The Boulevard (no-one called it the Paseo de Cabuntog) soon became the evening entertainment area of the town, with a constant stream of young and old townspeople coming to have fun.
Filipinos love karaoke, and most have an entirely mistaken idea that they are good singers. The resulting cacophony of bars competing on volume (with very poor tone control, feedback screeches, etc) was terribly and truly awful, but it was possible to consciously ignore it when passing by.
There were problems with drunks, fights, and so on, but that is quite normal, and the Boulevard is just on the doorstep of the new police station. (I never, ever saw a policeman in uniform patrolling the Boulevard in the evening; that was probably outside working hours, or during one of the many evening drinking parties we saw in the police station, from Lalay's just next door).
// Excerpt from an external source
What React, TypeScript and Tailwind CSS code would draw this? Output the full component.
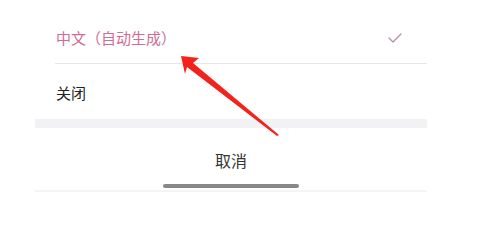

Soon, visitors to resorts at Cloud 9, 4 miles away, were coming to Lalay's for their evenings. Many of those ripped off at Patrick's-On-The-Beach (nearer the town) also ate there.
Lalay's became an institution. The Old Farts Club (including me) of long-term GL foreign residents met there every evening.
Now it's gone. Lalay's and all those cacophonous karaoke bars (which I personally hated, but tried to accept because the townspeople loved them) have been cleared out.
The Boulevard now, at night, is a ghost town.
The crusading new mayor has not only destroyed the spirit of the major public space for the town, and alienated many of the townspeople, but he has pissed-off all the regular foreign residents as well.
And all for the sake of a 'crusade' that might have been influenced by a hypocritical 'Christian' phony like Andreas - it makes my blood boil.